The “Renewing Home” competition, sponsored by the Society for the Advancement of Gerontological Environments and the American Institute of Architecture Students, was tailored to showcase state-of-the-art designs for long-term care environments and to exemplify the architectural challenges such renovations pose for designers.
The first-place team, Kevin Marek of Meeks, Texas and Kindall Stephens of Corpus Christi, earned a $2,500 cash prize and will be formally recognized next spring at the Environments for Aging conference in Orlando.
Their design envisioned residents' private rooms as "homes" located within a "neighborhood" defined by the facility's community space. The wide use of assessable communal areas, they said, would encourage residents to interact and form relationships.
Like all of the Texas A&M teams' designs, Marek's and Kindall's solution emphasized and facilitated residents' visual and physical interaction with the natural settings surrounding the facility.
"Ties to nature allow people to see that they are not isolated in a building complex," the team wrote, "instead they can explore difference areas and see the changes of the environment around them."
Part of the renovation guidelines called for the adaptive reuse of at least 55% for the existing structure. To this end, Marek and Kindall opted to remodel the administrative and community space and design new residential space to be more attuned with the long-term care philosophy known as “culture change,” which emphasizes the influence of cultural capital — attitudes, values, aspirations and the sense of self-efficacy — on individual and community behavior.
The aim, they said, was to create housing that gives "residents a feeling of being at home and confidence that their lives have purpose."
Second-place winners Yesika Soto of Houston and Briana Strickland of Dripping Springs earned $1,500 for their Tuscan mansion-inspired scheme using stucco and stone walls with wood trim, a red terra cotta roof, loggias, and indoor and outdoor vine trellises.
In their design, numerous large, low-sill windows connect bedrooms to the beautifully designed landscape beyond, allowing residents to enjoy the therapeutic benefits of the natural environment from the comfort of their beds.
The outdoor areas of the Tuscan design features accessible curved pathways connecting all of the homes.
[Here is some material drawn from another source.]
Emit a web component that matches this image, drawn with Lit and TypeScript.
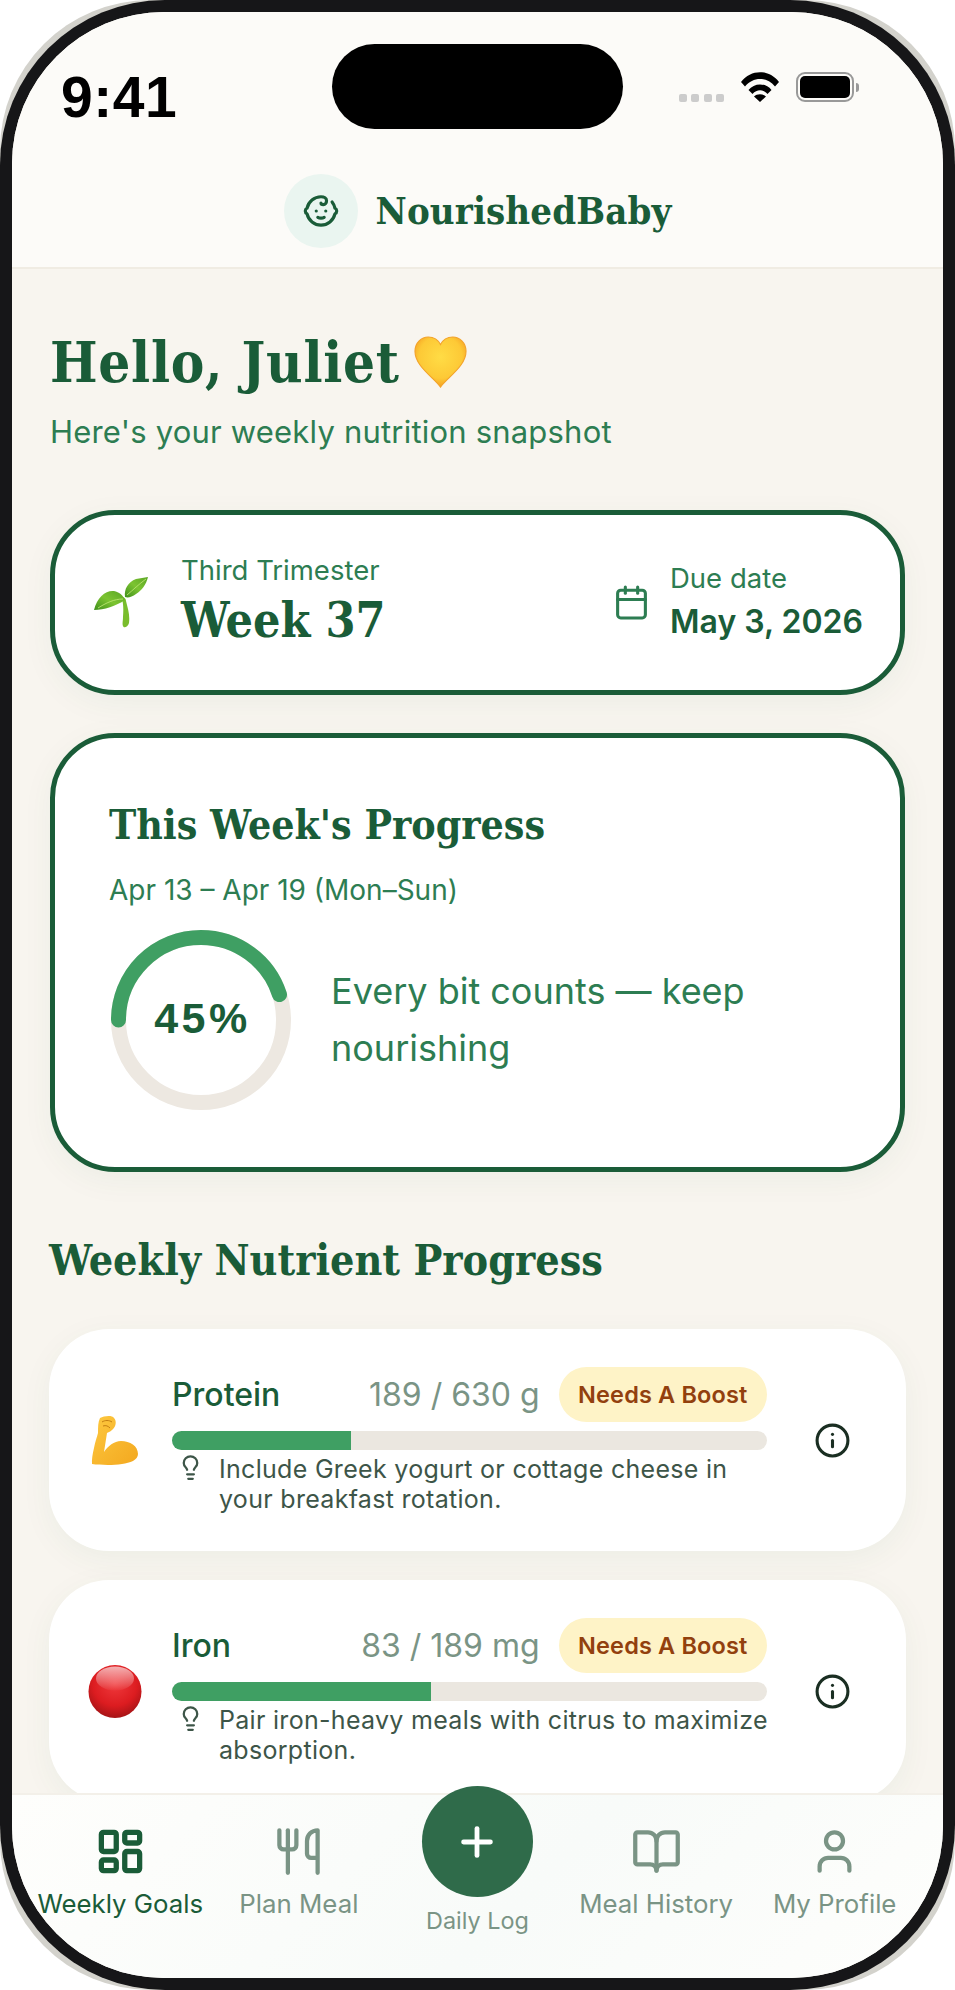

Located along the paths are intimate and public gardens, vine-covered pergolas, fountains and sculptures and a public pavilion with an outdoor kitchen located near a pond for parties, dancing, bingo and other recreational activities.
The provision of abundant natural lighting was a key element in the third-place design, which garnered $750 for Chris Boykin of Euless, Texas and Tao Li of Nanjing, China.
“Research shows that people over age 75 receive about one-eighth the amount of light a 20-year-old receives,” the team noted in its design essay.
To counter this problem, their concept included more than 25,000 square feet of outdoor space around the building, including an entry garden, shared outdoor spaces, a breezeway and an outdoor garden for exercise and gathering.
The facility's common spaces are all directly linked to the outdoor spaces, providing easy access and generous nature views.
A $250 cash award went to honorable mention winners Micah Birdsong of Hurst and Troy Grant of Rockwall, whose concept provided a home-like experience for the nursing home residents with a complex of households centered within a natural environment.
“Our design team focused on single-occupancy roomsefficient for both residents and staff members,” they said. “Each individual room was designed to have enough space for multiple-sized beds, entertainment and clothing storage, night stands or bookshelves, a bathroom with a personal transfer shower, large window views to nature, and access to a shaded, private, outdoor porch.
These single-occupancy rooms were clustered around a central park with a large, shaded circular pavilion for outdoor events, parties or leisure. Other outdoor spaces in their design formed unique nature zones, each populated with a variety of tree and plant species to produce varied color palettes throughout the year, fragrant scents and fruits that attract preferred wildlife.